▸ Set exercise
Leave out the pictures, and retype only the lines from the beginning of the material through the line that contains "const pages = ['1', '2', '3', '4', '5'];", including both.
===== Supplied information =====
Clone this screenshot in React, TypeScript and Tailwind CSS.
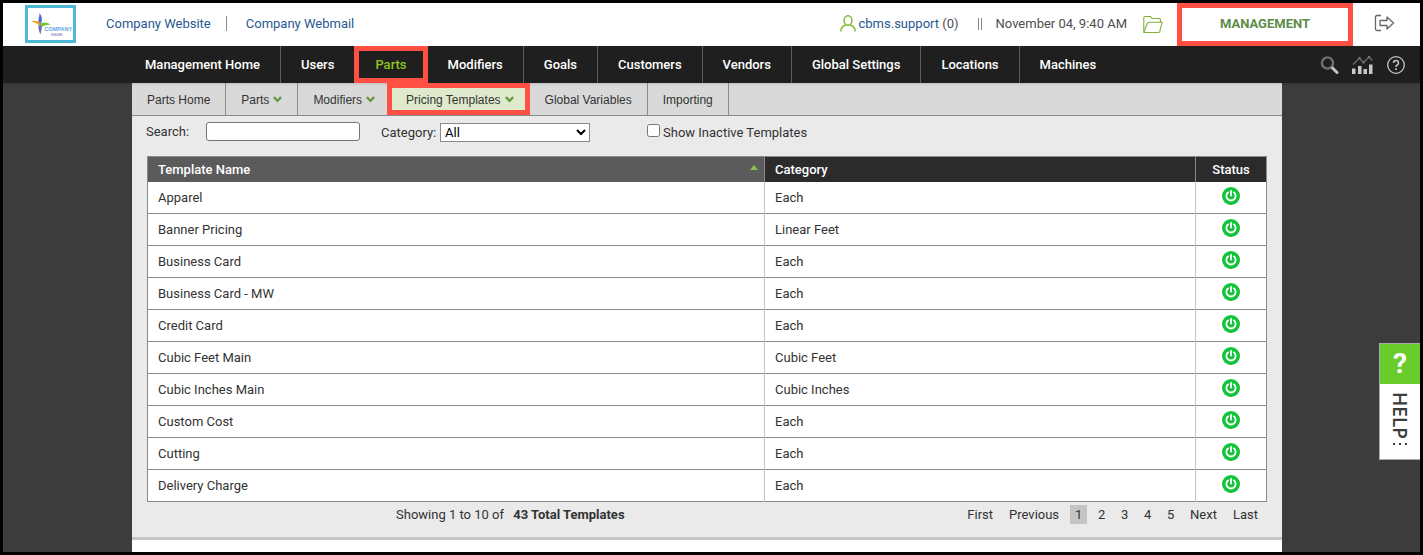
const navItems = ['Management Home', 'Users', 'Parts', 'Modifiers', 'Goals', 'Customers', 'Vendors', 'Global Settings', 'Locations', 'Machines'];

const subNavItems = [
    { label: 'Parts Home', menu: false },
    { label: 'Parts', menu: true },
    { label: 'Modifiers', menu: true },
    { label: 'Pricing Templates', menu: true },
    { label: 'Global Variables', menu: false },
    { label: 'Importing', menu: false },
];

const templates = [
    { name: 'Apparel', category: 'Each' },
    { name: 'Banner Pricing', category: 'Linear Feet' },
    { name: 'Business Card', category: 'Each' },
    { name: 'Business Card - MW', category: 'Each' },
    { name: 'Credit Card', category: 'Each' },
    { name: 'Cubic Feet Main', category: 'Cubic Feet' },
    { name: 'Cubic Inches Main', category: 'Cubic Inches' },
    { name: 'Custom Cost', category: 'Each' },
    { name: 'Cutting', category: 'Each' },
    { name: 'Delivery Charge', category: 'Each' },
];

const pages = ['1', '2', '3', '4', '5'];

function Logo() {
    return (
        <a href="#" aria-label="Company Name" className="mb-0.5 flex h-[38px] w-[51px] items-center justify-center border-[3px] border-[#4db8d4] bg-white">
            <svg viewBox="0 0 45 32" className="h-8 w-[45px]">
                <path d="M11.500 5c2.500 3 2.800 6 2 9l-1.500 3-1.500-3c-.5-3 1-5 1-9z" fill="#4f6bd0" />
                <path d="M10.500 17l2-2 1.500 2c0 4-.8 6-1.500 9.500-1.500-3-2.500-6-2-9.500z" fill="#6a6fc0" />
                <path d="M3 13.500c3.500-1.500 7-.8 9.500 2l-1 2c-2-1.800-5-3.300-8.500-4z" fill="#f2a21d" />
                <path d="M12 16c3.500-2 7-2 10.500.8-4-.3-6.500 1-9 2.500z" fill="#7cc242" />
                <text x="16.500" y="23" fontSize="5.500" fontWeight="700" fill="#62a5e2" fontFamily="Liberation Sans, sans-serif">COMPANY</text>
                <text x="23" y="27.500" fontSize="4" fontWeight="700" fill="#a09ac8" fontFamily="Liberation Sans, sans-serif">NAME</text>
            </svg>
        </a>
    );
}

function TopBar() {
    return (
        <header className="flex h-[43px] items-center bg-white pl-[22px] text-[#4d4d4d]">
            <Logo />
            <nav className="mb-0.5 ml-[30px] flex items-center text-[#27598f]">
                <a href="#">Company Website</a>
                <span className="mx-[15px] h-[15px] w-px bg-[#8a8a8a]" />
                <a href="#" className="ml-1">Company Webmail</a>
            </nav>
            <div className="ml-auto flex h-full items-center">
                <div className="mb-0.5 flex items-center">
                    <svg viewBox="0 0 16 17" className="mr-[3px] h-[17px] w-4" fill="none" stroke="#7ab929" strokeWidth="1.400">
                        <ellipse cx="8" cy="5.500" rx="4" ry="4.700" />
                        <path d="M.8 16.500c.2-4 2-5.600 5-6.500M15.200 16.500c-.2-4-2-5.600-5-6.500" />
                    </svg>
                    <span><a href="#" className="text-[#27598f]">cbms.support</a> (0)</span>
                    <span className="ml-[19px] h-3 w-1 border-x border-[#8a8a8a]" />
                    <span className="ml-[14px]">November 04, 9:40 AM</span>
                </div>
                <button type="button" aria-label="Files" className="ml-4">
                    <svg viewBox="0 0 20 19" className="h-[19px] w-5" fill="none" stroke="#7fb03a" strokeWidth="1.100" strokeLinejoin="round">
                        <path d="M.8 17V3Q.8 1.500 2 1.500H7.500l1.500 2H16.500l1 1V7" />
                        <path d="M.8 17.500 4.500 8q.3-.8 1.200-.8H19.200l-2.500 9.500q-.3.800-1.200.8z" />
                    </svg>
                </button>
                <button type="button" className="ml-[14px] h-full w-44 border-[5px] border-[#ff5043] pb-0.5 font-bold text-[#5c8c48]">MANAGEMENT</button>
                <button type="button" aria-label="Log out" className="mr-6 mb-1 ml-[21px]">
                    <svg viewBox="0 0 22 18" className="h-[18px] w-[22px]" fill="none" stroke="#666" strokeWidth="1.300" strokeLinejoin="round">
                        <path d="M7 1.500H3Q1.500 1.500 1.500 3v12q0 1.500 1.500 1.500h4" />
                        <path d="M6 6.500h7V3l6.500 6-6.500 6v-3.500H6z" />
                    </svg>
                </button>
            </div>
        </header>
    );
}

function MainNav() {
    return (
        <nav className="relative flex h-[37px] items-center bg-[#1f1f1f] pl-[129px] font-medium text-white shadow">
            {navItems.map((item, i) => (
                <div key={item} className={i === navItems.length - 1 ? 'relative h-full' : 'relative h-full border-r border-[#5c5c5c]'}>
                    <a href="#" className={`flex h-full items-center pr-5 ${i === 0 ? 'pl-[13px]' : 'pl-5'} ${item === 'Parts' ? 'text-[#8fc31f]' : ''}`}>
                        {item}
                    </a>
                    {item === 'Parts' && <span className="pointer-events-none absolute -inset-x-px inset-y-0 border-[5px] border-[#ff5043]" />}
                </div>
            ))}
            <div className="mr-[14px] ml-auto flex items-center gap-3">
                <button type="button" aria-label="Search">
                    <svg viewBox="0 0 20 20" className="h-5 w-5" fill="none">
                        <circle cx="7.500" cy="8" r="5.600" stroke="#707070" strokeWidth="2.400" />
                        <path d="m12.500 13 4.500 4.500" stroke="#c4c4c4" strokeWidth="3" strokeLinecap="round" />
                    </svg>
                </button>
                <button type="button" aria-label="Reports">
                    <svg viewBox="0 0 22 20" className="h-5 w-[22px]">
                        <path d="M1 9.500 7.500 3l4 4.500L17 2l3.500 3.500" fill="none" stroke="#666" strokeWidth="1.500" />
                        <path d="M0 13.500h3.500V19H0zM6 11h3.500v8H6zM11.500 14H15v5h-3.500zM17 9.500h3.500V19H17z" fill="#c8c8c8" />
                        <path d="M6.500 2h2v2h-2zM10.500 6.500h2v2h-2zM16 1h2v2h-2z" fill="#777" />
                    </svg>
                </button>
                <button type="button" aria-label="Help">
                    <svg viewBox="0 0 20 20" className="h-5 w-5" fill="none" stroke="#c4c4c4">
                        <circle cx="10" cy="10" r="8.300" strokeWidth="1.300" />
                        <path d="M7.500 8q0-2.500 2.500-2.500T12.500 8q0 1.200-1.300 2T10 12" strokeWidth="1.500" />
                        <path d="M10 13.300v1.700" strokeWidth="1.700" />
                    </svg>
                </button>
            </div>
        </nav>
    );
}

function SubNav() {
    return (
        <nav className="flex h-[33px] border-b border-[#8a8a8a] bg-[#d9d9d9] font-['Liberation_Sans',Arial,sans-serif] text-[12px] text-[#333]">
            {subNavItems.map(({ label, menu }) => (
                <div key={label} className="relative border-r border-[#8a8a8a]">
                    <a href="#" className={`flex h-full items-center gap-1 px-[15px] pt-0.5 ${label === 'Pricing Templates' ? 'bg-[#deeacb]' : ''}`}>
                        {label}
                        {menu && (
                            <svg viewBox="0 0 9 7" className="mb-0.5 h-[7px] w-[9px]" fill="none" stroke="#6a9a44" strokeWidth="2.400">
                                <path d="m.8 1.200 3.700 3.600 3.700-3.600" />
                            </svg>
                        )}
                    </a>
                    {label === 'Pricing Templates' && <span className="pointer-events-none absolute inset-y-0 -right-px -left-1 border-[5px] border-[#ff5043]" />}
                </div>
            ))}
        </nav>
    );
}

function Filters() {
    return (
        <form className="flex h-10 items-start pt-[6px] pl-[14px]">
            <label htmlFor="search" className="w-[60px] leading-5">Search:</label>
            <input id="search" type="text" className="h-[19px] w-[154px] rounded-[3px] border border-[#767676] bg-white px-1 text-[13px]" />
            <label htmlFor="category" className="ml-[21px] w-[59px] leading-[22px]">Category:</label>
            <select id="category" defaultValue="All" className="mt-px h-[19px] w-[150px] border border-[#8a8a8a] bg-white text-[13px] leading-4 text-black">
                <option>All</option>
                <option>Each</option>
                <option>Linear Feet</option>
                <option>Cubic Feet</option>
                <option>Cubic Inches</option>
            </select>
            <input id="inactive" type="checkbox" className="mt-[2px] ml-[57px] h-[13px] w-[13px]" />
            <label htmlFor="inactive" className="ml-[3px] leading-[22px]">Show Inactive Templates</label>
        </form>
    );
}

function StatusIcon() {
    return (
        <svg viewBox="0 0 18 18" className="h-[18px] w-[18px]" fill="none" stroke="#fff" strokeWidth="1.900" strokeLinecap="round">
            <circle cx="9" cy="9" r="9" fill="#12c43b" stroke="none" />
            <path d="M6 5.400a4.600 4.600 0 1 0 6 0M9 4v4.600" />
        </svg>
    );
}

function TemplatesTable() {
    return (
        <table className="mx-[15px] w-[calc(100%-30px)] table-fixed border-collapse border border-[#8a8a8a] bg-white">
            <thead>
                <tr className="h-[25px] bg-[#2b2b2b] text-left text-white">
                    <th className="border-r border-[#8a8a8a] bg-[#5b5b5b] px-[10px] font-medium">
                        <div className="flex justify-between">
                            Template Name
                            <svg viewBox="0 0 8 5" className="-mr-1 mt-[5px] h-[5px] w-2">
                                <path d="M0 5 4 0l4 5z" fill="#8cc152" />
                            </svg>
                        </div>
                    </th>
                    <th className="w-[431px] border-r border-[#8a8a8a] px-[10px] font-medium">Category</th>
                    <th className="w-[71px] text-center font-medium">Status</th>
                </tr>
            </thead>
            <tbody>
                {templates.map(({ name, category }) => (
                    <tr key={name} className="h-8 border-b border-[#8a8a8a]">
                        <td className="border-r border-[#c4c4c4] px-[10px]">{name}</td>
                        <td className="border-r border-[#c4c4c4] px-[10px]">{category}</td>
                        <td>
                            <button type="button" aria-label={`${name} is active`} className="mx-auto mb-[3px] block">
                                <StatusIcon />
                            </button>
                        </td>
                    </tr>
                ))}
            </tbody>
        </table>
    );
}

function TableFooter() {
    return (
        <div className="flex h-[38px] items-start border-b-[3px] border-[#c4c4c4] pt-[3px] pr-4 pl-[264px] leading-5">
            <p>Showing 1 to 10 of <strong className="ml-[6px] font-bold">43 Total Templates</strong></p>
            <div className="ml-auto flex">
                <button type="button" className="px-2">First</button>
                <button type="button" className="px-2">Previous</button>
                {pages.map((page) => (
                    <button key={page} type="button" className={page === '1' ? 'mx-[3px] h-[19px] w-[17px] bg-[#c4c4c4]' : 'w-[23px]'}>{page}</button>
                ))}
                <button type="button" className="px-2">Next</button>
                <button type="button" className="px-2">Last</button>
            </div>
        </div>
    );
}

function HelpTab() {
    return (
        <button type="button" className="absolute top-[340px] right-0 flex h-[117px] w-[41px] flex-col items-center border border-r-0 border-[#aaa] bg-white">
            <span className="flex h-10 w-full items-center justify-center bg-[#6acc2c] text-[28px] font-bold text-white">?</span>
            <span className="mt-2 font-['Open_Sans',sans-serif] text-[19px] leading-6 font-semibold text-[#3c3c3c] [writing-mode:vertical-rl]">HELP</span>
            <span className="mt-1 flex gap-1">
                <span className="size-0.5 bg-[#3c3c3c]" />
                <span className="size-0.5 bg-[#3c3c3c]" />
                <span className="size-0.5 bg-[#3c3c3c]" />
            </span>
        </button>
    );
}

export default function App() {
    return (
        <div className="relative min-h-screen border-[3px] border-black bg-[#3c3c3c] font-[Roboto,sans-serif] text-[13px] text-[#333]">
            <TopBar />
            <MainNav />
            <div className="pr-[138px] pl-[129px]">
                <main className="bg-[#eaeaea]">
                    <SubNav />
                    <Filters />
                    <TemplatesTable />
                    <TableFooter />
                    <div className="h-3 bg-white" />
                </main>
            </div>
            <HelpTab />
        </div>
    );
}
=====
▸ Completed exercise
Clone this screenshot in React, TypeScript and Tailwind CSS.
const navItems = ['Management Home', 'Users', 'Parts', 'Modifiers', 'Goals', 'Customers', 'Vendors', 'Global Settings', 'Locations', 'Machines'];

const subNavItems = [
    { label: 'Parts Home', menu: false },
    { label: 'Parts', menu: true },
    { label: 'Modifiers', menu: true },
    { label: 'Pricing Templates', menu: true },
    { label: 'Global Variables', menu: false },
    { label: 'Importing', menu: false },
];

const templates = [
    { name: 'Apparel', category: 'Each' },
    { name: 'Banner Pricing', category: 'Linear Feet' },
    { name: 'Business Card', category: 'Each' },
    { name: 'Business Card - MW', category: 'Each' },
    { name: 'Credit Card', category: 'Each' },
    { name: 'Cubic Feet Main', category: 'Cubic Feet' },
    { name: 'Cubic Inches Main', category: 'Cubic Inches' },
    { name: 'Custom Cost', category: 'Each' },
    { name: 'Cutting', category: 'Each' },
    { name: 'Delivery Charge', category: 'Each' },
];

const pages = ['1', '2', '3', '4', '5'];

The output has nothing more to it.